At 5:30 a.m. IT supervisor Everett Garnick reported for work and was the first to discover the electronic mayhem. Borges said the gravity of the situation slowly became evident.
“At first the team was optimistic,” he said. “We thought, ‘Oh, it’ll only be a couple hours.’ But right around 10 or 11 a.m. I could see the glazed look in their eyes when you realize this is going to be a serious problem and the recovery was going to be much more difficult than the equipment touts when we buy it.”
The result was 100 percent data loss for SWC. SWC President Dr. Melinda Nish said her immediate reaction was not fit for FCC airwaves.
“When I first heard about it, well maybe I can’t say those words on tape,” she said. “My initial reaction was that this was the worst time this could happen because we were just going into registration and fiscal independence.”
Borges said that due to the complexity of the network it is difficult to pinpoint why the data became corrupted and was ultimately lost.

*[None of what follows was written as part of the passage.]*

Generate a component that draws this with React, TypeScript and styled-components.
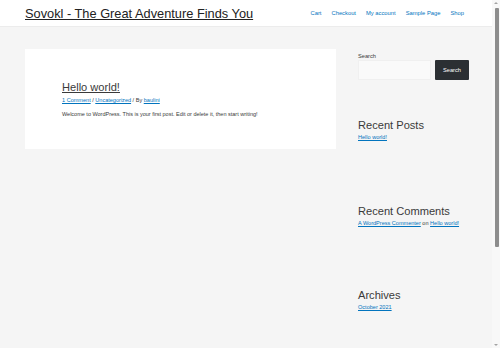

“We can only surmise certain things, the end result was that all the data was corrupted and there was no recovering all of it,” he said. “What we found was, we have four shelves of discs. They have an auto shut off mechanism if it gets too hot. For whatever reason instead of them all shutting down, three went down and one stayed up and was trying to communicate with the other three. In doing so it may have become corrupted and then corrupted the other ones on the reboot.”
IT supervisors Al Garret and Cliff Sharp worked for 24 straight hours following the meltdown to help mitigate some of the damage. Even so, the campus-wide impact was extensive and indiscriminate, Borges said, affecting almost every department.

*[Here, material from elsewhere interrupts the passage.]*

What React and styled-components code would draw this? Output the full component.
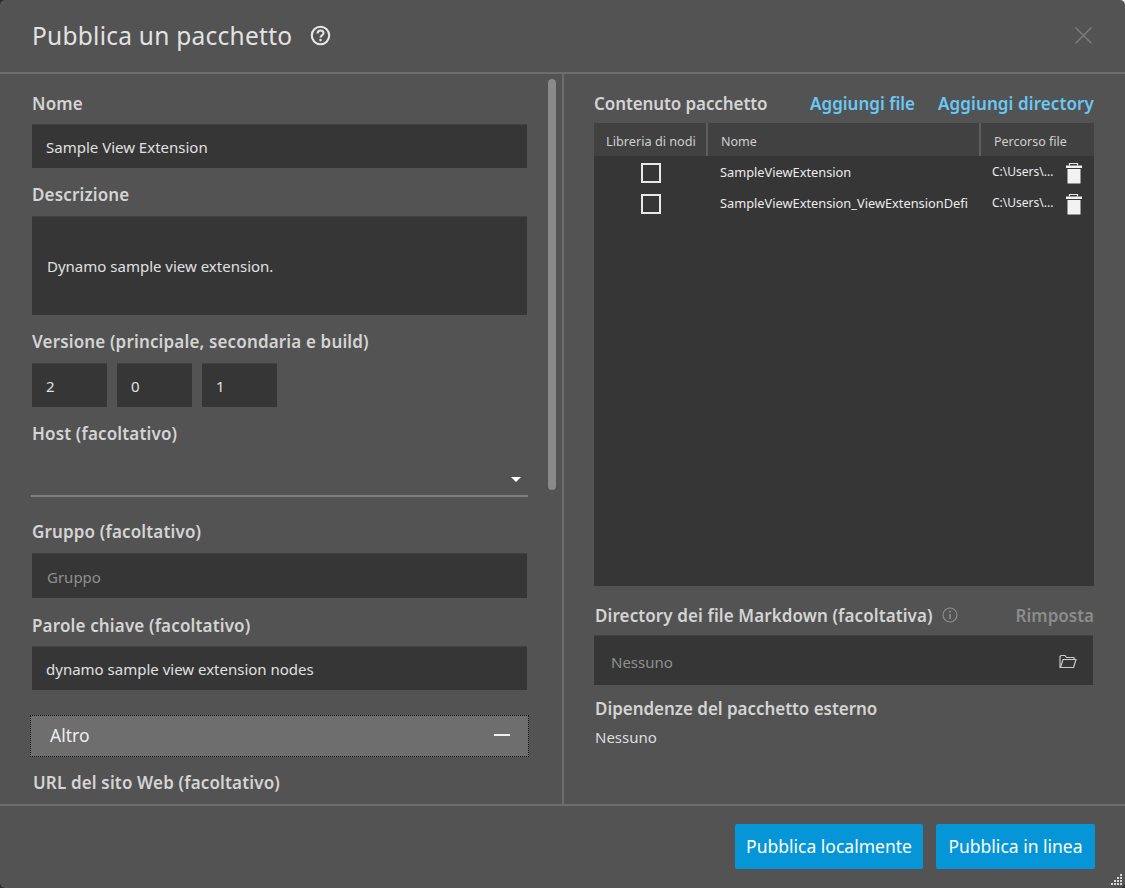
import React from "react";
import styled, { createGlobalStyle } from "styled-components";

const Global = createGlobalStyle`
  html, body {
    margin: 0;
    padding: 0;
    background: linear-gradient(to right, transparent 90%, #e8e8e8 90%) top / 100% 10px no-repeat, #2b2b2b;
  }
  * { box-sizing: border-box; }
  #root { width: 1125px; height: 888px; }
`;

const Dialog = styled.div`
  position: relative;
  width: 1125px;
  height: 888px;
  background: #535353;
  border-radius: 5px;
  overflow: hidden;
  display: flex;
  flex-direction: column;
  font-family: "Noto Sans", sans-serif;
  color: #dcdcdc;
`;
const Header = styled.header`
  height: 74px;
  flex: none;
  border-bottom: 2px solid #6d6d6d;
  display: flex;
  align-items: center;
  padding: 0 32px 2px;
`;
const Title = styled.h1`
  margin: 0;
  font-size: 24.5px;
  font-weight: 400;
  color: #e2e2e2;
  letter-spacing: 0.25px;
`;
const HelpIcon = styled.svg`
  margin-left: 18px;
  width: 21px;
  height: 21px;
`;
const CloseIcon = styled.svg`
  margin-left: auto;
  width: 19px;
  height: 19px;
`;
const Body = styled.div`
  flex: 1;
  min-height: 0;
  display: flex;
`;
const LeftPane = styled.section`
  position: relative;
  width: 564px;
  flex: none;
  border-right: 2px solid #6d6d6d;
  padding: 19px 0 0 32px;
  overflow: hidden;
`;
const Scrollbar = styled.div`
  position: absolute;
  left: 548px;
  top: 5px;
  width: 8px;
  height: 411px;
  border-radius: 4px;
  background: #8a8a8a;
`;
const Label = styled.div`
  font-size: 17px;
  letter-spacing: ${(p) => p.$ls ?? 0.15}px;
  line-height: 22px;
  font-weight: 600;
  color: #d4d4d4;
  margin: ${(p) => p.$mt || 0}px 0 ${(p) => p.$mb ?? 10}px ${(p) => p.$ml || 0}px;
  white-space: nowrap;
`;
const Field = styled.div`
  width: ${(p) => p.$w || 495}px;
  height: ${(p) => p.$h || 44}px;
  background: #363636;
  border-top: 1px solid #414141;
  display: flex;
  align-items: center;
  padding-left: ${(p) => p.$pl || 14}px;
  padding-top: ${(p) => (p.$muted ? 2 : 0)}px;
  font-size: 15px;
  color: ${(p) => (p.$muted ? "#8f8f8f" : "#e0e0e0")};
`;
const VersionRow = styled.div`
  display: flex;
  gap: 10px;
`;
const Select = styled.div`
  position: relative;
  width: 497px;
  height: 44px;
  margin: -2px 0 0 -1px;
  border-bottom: 2px solid #7f7f7f;
`;
const Caret = styled.span`
  position: absolute;
  right: 7px;
  top: 24px;
  width: 0;
  height: 0;
  border-left: 5px solid transparent;
  border-right: 5px solid transparent;
  border-top: 5px solid #fff;
`;
const Expander = styled.div`
  width: 499px;
  height: 42px;
  margin: 25px 0 0 -2px;
  background: #6e6e6e;
  border: 1px dotted #111;
  display: flex;
  align-items: center;
  justify-content: space-between;
  padding: 0 18px 2px 19px;
  font-size: 17.5px;
  color: #ececec;
`;
const Minus = styled.span`
  width: 16px;
  height: 2px;
  background: #f0f0f0;
`;
const RightPane = styled.section`
  flex: 1;
  padding: 19px 31px 0 30px;
  min-width: 0;
`;
const ContentHead = styled.div`
  display: flex;
  align-items: baseline;
  height: 22px;
`;
const Link = styled.span`
  font-size: 17px;
  letter-spacing: ${(p) => p.$ls}px;
  font-weight: 600;
  line-height: 22px;
  color: #6ac8f5;
  white-space: nowrap;
  margin-left: ${(p) => (p.$first ? "auto" : "23px")};
`;
const Table = styled.div`
  margin-top: 8px;
  width: 500px;
  height: 463px;
  background: #363636;
  font-size: 12.8px;
`;
const THead = styled.div`
  display: grid;
  grid-template-columns: 114px 273px 113px;
  height: 33px;
  background: #414141;
`;
const TH = styled.div`
  display: flex;
  align-items: center;
  justify-content: ${(p) => (p.$center ? "center" : "flex-start")};
  padding-left: ${(p) => (p.$center ? 2 : 13)}px;
  padding-top: 3px;
  font-size: ${(p) => (p.$center ? 12.7 : 12.5)}px;
  color: #cfcfcf;
  border-right: ${(p) => (p.$last ? "none" : "2px solid #5e5e5e")};
  white-space: nowrap;
`;
const TRow = styled.div`
  display: grid;
  grid-template-columns: 114px 273px 113px;
  height: 31px;
  align-items: center;
`;
const Check = styled.span`
  display: block;
  justify-self: center;
  width: 20px;
  height: 20px;
  border: 2px solid #e8e8e8;
  margin-top: 2px;
`;
const FileName = styled.div`
  padding-left: 12px;
  width: 260px;
  overflow: hidden;
  white-space: nowrap;
  color: #ececec;
`;
const PathCell = styled.div`
  display: flex;
  align-items: center;
  padding-left: 11px;
  font-size: 12px;
  color: #ececec;
  white-space: nowrap;
`;
const Trash = styled.svg`
  margin: 2px 0 0 13px;
  width: 16px;
  height: 22px;
  flex: none;
`;
const MdHead = styled.div`
  display: flex;
  align-items: center;
  height: 22px;
  margin: 19px 0 0 1px;
  width: 499px;
`;
const InfoIcon = styled.svg`
  margin: 0 0 2px 9px;
  width: 16px;
  height: 16px;
`;
const Reset = styled.span`
  margin: 0 0 2px auto;
  font-size: 17px;
  font-weight: 600;
  color: #8c8c8c;
`;
const PathField = styled.div`
  width: 499px;
  height: 50px;
  margin-top: 8px;
  background: #363636;
  border-top: 1px solid #414141;
  display: flex;
  align-items: center;
  justify-content: space-between;
  padding: 2px 16px 0 17px;
  font-size: 15px;
  color: #8f8f8f;
`;
const Plain = styled.div`
  font-size: 15px;
  color: #dedede;
  line-height: 20px;
  margin-left: 1px;
`;
const Footer = styled.footer`
  flex: none;
  height: 84px;
  border-top: 2px solid #6d6d6d;
  display: flex;
  justify-content: flex-end;
  gap: 13px;
  padding: 18px 30px 0 0;
`;
const Button = styled.button`
  height: 45px;
  width: ${(p) => p.$w}px;
  border: none;
  border-radius: 2px;
  background: #0696d7;
  color: #fff;
  font-family: inherit;
  font-size: 17.5px;
  padding: 0 0 2px;
  white-space: nowrap;
`;
const Grip = styled.svg`
  position: absolute;
  right: 3px;
  bottom: 2px;
  width: 14px;
  height: 14px;
`;

const gripDots = [[12,2],[9,5],[12,5],[6,8],[9,8],[12,8],[3,11],[6,11],[9,11],[12,11]];

function TrashIcon() {
  return (
    <Trash viewBox="0 0 16 22">
      <path d="M3.500 3.500V1.500h8v2" fill="none" stroke="#e4e4e4" strokeWidth="1.200" />
      <path d="M0 3.500h16V6H0z" fill="#f2f2f2" />
      <path d="M1.500 7h13v14.500h-13z" fill="#f2f2f2" />
    </Trash>
  );
}

export default function App() {
  return (
    <>
      <Global />
      <Dialog>
        <Header>
          <Title>Pubblica un pacchetto</Title>
          <HelpIcon viewBox="0 0 20 20" fill="none">
            <circle cx="10" cy="10" r="8.300" stroke="#e6e6e6" strokeWidth="2" />
            <path d="M7.200 8c0-1.700 1.300-2.700 2.900-2.700s2.800 1 2.800 2.400c0 2.200-2.900 2.100-2.900 4.200" stroke="#e6e6e6" strokeWidth="1.900" />
            <circle cx="10" cy="14.400" r="1.200" fill="#e6e6e6" />
          </HelpIcon>
          <CloseIcon viewBox="0 0 19 19" fill="none">
            <path d="M1.500 1.500l16 16M17.500 1.500l-16 16" stroke="#7a7a7a" strokeWidth="1.600" />
          </CloseIcon>
        </Header>
        <Body>
          <LeftPane>
            <Scrollbar />
            <Label $mb={9}>Nome</Label>
            <Field>Sample View Extension</Field>
            <Label $mt={16}>Descrizione</Label>
            <Field $h={99} $pl={15}>Dynamo sample view extension.</Field>
            <Label $mt={16}>Versione (principale, secondaria e build)</Label>
            <VersionRow>
              <Field $w={75}>2</Field>
              <Field $w={75}>0</Field>
              <Field $w={75}>1</Field>
            </VersionRow>
            <Label $mt={16}>Host (facoltativo)</Label>
            <Select><Caret /></Select>
            <Label $mt={24}>Gruppo (facoltativo)</Label>
            <Field $h={45} $pl={15} $muted>Gruppo</Field>
            <Label $mt={17} $mb={9}>Parole chiave (facoltativo)</Label>
            <Field>dynamo sample view extension nodes</Field>
            <Expander>Altro<Minus /></Expander>
            <Label $mt={15} $ml={1}>URL del sito Web (facoltativo)</Label>
          </LeftPane>
          <RightPane>
            <ContentHead>
              <Label $mb={0} $ls={-0.1}>Contenuto pacchetto</Label>
              <Link $first $ls={0}>Aggiungi file</Link>
              <Link $ls={0.1}>Aggiungi directory</Link>
            </ContentHead>
            <Table>
              <THead>
                <TH $center>Libreria di nodi</TH>
                <TH>Nome</TH>
                <TH $last>Percorso file</TH>
              </THead>
              <TRow>
                <Check />
                <FileName>SampleViewExtension</FileName>
                <PathCell>C:\Users\...<TrashIcon /></PathCell>
              </TRow>
              <TRow>
                <Check />
                <FileName>SampleViewExtension_ViewExtensionDefin</FileName>
                <PathCell>C:\Users\...<TrashIcon /></PathCell>
              </TRow>
            </Table>
            <MdHead>
              <Label $mb={0} $ls={0.1}>Directory dei file Markdown (facoltativa)</Label>
              <InfoIcon viewBox="0 0 16 16" fill="none">
                <circle cx="8" cy="8" r="7" stroke="#8c8c8c" strokeWidth="1.200" />
                <path d="M8 7v5" stroke="#8c8c8c" strokeWidth="1.500" />
                <circle cx="8" cy="4.600" r="1" fill="#8c8c8c" />
              </InfoIcon>
              <Reset>Rimposta</Reset>
            </MdHead>
            <PathField>
              Nessuno
              <svg width="18" height="15" viewBox="0 0 18 15" fill="none" stroke="#c8c8c8" strokeWidth="1.200">
                <path d="M2.500 13.500H1V2.500l1-1h4l1.500 2H15v2" />
                <path d="M1.500 13.500l2.500-8h13l-2.500 8z" />
              </svg>
            </PathField>
            <Label $mt={13} $mb={7} $ml={1} $ls={-0.04}>Dipendenze del pacchetto esterno</Label>
            <Plain>Nessuno</Plain>
          </RightPane>
        </Body>
        <Footer>
          <Button $w={188}>Pubblica localmente</Button>
          <Button $w={159}>Pubblica in linea</Button>
        </Footer>
        <Grip viewBox="0 0 14 14">
          {gripDots.map(([x, y]) => (
            <rect key={`${x}-${y}`} x={x} y={y} width="2" height="2" fill="#d8d8d8" />
          ))}
        </Grip>
      </Dialog>
    </>
  );
}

Counselor David Ramirez said he and colleagues received some very bad news.
“A year’s worth of counselor notes were lost,” he said. “Every time a student meets with a counselor, notes are taken to help keep track of the student’s progress. We got completely blindsided. There was more shock and disbelief than anything. The thought was that in this day and age, there would be a backup for all this information.”

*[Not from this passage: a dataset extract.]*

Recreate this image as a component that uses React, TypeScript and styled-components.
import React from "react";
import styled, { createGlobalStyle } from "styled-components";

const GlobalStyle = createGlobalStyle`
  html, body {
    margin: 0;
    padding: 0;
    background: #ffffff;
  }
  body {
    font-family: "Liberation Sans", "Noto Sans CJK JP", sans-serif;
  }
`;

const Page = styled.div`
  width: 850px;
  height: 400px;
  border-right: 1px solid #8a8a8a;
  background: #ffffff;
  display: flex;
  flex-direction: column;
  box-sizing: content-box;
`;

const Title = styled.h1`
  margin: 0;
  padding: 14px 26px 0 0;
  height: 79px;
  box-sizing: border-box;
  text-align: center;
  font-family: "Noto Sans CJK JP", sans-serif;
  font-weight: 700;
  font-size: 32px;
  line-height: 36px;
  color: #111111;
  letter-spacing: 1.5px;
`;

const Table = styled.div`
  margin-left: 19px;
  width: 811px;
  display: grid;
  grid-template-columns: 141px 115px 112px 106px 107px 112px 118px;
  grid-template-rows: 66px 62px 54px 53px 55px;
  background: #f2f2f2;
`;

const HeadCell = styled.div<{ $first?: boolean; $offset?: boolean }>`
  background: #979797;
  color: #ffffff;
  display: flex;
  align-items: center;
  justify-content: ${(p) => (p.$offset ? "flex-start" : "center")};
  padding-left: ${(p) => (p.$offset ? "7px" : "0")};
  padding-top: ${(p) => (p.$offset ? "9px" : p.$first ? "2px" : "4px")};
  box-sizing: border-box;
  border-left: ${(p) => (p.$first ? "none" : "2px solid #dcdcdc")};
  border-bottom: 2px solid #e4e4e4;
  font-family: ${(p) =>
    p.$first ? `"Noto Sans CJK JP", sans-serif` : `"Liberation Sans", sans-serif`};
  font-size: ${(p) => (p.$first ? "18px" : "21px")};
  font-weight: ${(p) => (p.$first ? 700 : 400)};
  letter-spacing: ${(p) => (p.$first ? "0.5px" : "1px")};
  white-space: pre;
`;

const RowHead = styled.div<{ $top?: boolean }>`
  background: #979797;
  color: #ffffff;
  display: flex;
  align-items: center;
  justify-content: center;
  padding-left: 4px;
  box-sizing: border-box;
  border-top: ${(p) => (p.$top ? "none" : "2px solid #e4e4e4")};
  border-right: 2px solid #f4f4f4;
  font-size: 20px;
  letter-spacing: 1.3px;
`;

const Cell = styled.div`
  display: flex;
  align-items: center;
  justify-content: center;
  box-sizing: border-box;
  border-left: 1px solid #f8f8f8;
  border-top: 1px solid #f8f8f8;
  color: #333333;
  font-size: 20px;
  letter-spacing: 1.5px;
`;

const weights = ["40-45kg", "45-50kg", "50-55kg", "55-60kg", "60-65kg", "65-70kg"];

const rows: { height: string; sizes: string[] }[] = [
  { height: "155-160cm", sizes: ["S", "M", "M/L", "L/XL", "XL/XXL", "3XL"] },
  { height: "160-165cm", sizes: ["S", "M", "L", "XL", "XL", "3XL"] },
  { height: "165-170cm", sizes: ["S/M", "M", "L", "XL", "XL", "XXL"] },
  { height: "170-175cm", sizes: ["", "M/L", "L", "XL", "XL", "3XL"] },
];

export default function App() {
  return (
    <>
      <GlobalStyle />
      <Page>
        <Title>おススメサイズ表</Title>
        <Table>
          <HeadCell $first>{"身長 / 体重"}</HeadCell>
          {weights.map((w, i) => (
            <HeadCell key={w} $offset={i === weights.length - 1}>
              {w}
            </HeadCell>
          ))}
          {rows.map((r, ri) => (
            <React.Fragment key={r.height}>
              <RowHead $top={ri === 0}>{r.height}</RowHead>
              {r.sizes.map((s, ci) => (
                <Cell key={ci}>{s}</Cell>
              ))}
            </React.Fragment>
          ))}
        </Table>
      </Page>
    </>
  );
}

Borges’ report stated that the back-up system had “outdated software” and “old hardware,” which had been brought to the attention of Nish and other college administrators multiple times in the past. Borges said administrators rolled the dice.
“In the report, IT took responsibility, it’s true we needed resources,” he said. “The risks were known. The district accepted those risks, just like you do anytime you have to make that decision. A lot of times you get lucky and you never have to pay the price. This time we paid the piper. I think it’s unfortunate and there are still reverberations.”
Nish said the college is determined to learn from this event.
“There were different updates being done on different parts of the system,” she said. “Now it’s not gambling. We know exactly when we are updating everything. When we had to restore data, some of it was easy to restore and some of it was not because the backups weren’t being done on a regular basis. That was because of a long history of certain programs being installed and not having a protocol of what the backup was. So that’s not the case anymore.”
Borges said fiscal services took the worst blow. Director of Finance Wayne Yanda said the meltdown has severely tested his team.
“We did get hit pretty hard,” he said. “The two biggest areas that were hit were the food service operations as well as the ASO and the book store operations. Those three operations were not backed-up regularly, so we lost essentially 14 months of data that we had to re-enter manually over the past three months and we had to do that at the same time we were preparing for our year-end audit. We were very successful at having people work overtime and working double time just trying to get everything re-entered.”
Account technicians Betty Keys and Kim Hoang-Nguyen have handled the brunt of the manual data entry working 65-70 hour weeks for the last two months.
Keys declined to discuss her workload. With tears in her eyes, she said that it had been very trying and that she was too close to the issue to talk about it. Hoang-Nguyen also declined to talk about the extra workload, stating that she was simply too swamped with work to spare time, but did say that it had been very difficult.
Yanda said he is proud of the way his staff has rallied.
“We are blessed with a very great staff,” he said. “We pulled together as a team and we are expecting a very clean audit for fifth year in a row.”
Borges said the finance department and other campus personnel came together to help the college recover from the fiasco. The “IT Disaster and Recovery” report was part of that effort to own up to mistakes and document what went wrong to help the college avoid similar pitfalls in the future, said Borges. Nish said Borges and his IT team have recuperated nicely.
“It’s always better to learn the easy way and not the hard way,” she said. “I wish it hadn’t happened, but at the end of the day I was pretty pleased with the way our IT staff was able to marshal its resources and get things done. I’m very pleased with how they documented their recovery so that we know exactly what was done, and what were the trouble spots.”
In the wake of the meltdown the college is spending $725,000 in an effort to reduce future vulnerability. Among the big tickets items is a new storage area network (SAN, the main storage platform where all data is stored) that retails for $ 1.1 million. Borges said the school is getting it for $497,000.
Borges said the new equipment improves the college’s ability to recover.
“Once we implement what we are doing, we are going to put SWC in the top 10 of California community colleges,” he said. “After we install everything if we had the same disaster we could probably restore everything in two days.”
Borges said the report and technology improvements impressed the accreditation team.
“In fact, IT got a commendation if you can believe it,” he said. “That just means they noticed something positive. I was shocked because you’d think that wouldn’t happen after something like this.”
Borges said the whole fiasco proved to be a positive.
“People can throw stones and cast blame if they want,” he said. “For me it’s about finding solutions. At times it felt like the weight of the college rested on my shoulders, but having the new SAN and all of the equipment helps me sleep better at night.”